» **Exercise details**
Everything from the first line of the entries below through the line holding "border-[#e8e8e8] pl-[7px] pr-2" must be printed exactly as written.
○ ○ ○ ○
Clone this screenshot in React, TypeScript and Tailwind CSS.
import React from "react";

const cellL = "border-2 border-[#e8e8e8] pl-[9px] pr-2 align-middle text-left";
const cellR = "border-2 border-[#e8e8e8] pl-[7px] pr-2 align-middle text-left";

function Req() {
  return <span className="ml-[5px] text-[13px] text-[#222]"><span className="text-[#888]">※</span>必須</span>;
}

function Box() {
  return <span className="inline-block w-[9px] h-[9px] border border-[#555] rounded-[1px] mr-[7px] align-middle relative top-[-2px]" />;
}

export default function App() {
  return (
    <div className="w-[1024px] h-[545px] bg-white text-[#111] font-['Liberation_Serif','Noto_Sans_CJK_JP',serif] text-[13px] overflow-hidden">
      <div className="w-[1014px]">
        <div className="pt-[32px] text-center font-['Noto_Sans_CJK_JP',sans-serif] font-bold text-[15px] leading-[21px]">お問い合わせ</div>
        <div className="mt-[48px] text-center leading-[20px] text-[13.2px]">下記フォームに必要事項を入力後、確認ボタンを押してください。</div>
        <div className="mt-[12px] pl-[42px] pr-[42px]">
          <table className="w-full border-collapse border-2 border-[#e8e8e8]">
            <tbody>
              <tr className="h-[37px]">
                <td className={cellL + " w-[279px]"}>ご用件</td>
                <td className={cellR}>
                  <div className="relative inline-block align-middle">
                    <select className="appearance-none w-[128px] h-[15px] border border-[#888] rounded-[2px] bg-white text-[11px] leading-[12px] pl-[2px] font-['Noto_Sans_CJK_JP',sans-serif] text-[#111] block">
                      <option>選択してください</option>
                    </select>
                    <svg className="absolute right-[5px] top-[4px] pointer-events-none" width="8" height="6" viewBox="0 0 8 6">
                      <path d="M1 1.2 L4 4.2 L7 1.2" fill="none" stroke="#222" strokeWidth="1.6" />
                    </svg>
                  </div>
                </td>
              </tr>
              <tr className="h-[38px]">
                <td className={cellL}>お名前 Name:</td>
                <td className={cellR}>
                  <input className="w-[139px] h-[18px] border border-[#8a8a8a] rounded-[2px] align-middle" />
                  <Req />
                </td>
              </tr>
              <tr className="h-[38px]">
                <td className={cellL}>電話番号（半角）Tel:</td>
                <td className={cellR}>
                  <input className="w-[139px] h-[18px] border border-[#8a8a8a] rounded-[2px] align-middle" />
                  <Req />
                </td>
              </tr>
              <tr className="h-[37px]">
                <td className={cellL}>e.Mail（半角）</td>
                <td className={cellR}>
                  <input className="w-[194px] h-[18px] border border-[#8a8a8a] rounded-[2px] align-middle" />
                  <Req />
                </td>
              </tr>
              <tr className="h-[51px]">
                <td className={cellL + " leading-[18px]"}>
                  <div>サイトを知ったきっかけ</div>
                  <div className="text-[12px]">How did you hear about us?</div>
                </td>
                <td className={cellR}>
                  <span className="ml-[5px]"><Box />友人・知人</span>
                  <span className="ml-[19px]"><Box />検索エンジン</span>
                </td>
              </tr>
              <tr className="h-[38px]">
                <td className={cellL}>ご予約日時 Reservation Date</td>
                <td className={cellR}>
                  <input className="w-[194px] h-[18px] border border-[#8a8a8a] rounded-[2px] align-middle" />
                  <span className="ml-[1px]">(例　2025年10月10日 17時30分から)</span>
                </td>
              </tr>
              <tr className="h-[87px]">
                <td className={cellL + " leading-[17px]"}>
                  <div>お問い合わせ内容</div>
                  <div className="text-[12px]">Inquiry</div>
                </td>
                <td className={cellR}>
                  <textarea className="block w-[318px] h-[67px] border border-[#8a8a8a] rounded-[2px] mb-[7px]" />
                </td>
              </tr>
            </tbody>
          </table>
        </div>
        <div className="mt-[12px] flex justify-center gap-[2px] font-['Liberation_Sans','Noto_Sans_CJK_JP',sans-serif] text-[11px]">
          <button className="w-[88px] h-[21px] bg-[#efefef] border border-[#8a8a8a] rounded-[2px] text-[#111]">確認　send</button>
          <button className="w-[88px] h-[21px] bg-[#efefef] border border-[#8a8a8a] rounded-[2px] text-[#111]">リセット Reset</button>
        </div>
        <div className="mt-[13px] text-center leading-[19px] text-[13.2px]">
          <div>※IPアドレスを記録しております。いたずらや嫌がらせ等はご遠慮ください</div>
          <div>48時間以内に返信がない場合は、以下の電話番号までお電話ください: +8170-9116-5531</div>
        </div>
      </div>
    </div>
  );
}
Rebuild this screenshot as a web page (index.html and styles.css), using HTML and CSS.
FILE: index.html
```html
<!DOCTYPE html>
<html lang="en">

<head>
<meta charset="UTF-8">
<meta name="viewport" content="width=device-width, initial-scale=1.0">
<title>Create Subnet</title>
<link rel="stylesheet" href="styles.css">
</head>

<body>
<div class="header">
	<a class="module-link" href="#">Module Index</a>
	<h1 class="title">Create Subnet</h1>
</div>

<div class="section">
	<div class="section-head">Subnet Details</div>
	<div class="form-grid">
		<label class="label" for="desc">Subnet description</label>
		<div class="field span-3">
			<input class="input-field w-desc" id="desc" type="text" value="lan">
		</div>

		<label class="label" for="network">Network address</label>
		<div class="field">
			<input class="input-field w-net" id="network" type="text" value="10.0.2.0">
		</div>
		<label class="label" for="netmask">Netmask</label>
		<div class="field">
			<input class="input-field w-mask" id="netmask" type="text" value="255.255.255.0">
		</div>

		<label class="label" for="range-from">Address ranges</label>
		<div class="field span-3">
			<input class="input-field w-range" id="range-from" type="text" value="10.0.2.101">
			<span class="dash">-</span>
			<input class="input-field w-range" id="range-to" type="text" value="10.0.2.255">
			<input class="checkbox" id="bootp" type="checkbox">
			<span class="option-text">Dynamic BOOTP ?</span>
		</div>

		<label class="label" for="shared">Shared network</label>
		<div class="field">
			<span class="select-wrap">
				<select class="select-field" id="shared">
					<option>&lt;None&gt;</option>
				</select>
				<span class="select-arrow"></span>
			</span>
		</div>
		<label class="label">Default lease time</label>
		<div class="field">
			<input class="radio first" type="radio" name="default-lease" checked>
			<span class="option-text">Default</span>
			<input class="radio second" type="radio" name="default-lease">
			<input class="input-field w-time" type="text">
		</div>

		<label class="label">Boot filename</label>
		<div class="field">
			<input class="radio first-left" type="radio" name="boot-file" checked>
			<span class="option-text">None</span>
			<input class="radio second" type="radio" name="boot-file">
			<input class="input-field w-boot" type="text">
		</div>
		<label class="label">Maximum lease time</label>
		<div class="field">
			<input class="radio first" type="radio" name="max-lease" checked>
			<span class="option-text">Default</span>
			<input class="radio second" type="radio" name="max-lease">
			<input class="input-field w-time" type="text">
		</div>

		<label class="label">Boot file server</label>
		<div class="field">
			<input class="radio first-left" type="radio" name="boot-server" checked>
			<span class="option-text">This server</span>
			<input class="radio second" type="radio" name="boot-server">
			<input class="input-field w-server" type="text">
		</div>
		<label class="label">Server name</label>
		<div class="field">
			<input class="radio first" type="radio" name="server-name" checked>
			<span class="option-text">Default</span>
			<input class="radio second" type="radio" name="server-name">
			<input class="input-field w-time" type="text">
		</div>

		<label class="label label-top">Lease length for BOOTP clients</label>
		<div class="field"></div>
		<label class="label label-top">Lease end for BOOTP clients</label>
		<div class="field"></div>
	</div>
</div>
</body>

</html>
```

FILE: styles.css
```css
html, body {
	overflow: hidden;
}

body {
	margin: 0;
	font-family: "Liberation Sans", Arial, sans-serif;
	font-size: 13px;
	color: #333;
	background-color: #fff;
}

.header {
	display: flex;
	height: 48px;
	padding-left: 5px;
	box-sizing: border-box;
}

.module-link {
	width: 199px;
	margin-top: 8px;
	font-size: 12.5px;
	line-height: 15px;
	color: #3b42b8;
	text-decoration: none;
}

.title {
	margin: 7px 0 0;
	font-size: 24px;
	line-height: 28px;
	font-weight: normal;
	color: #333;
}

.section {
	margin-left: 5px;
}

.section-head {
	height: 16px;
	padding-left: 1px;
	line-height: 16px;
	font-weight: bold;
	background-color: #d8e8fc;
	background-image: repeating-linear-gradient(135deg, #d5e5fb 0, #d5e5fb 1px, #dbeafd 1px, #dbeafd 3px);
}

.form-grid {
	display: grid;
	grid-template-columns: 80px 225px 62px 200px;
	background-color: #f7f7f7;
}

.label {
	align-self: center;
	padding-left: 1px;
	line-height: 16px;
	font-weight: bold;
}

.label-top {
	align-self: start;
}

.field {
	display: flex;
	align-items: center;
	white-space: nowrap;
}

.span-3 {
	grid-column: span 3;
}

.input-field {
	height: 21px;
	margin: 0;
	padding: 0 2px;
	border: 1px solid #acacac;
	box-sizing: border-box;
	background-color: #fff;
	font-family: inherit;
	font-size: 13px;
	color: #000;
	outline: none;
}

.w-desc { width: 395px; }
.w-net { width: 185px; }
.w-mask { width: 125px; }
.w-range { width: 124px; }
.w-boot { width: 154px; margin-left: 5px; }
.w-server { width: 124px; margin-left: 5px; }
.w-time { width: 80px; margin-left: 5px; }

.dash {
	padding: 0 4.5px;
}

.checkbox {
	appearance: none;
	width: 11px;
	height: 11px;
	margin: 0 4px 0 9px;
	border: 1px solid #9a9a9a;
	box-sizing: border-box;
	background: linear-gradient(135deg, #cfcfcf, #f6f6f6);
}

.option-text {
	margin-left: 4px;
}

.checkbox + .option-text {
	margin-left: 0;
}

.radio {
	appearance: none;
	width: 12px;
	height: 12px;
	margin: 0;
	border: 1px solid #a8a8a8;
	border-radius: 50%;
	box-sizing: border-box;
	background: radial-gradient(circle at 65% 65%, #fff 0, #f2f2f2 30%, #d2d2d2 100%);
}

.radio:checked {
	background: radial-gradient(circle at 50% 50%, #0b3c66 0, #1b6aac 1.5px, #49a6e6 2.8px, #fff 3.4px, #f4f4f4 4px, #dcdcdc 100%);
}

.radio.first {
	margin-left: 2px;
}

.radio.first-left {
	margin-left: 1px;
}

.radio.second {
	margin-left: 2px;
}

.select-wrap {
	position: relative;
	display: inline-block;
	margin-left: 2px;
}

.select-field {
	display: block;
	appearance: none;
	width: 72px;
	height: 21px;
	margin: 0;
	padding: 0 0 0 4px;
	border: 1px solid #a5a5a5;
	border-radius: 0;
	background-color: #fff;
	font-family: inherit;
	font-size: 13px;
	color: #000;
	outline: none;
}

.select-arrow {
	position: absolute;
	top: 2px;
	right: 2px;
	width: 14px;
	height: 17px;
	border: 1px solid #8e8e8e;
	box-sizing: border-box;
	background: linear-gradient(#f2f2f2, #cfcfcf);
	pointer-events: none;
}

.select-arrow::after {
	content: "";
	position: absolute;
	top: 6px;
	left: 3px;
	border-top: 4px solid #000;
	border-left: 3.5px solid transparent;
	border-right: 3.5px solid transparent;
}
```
○ ○ ○ ○
» **Complete output**
Clone this screenshot in React, TypeScript and Tailwind CSS.
import React from "react";

const cellL = "border-2 border-[#e8e8e8] pl-[9px] pr-2 align-middle text-left";
const cellR = "border-2 border-[#e8e8e8] pl-[7px] pr-2 align-middle text-left";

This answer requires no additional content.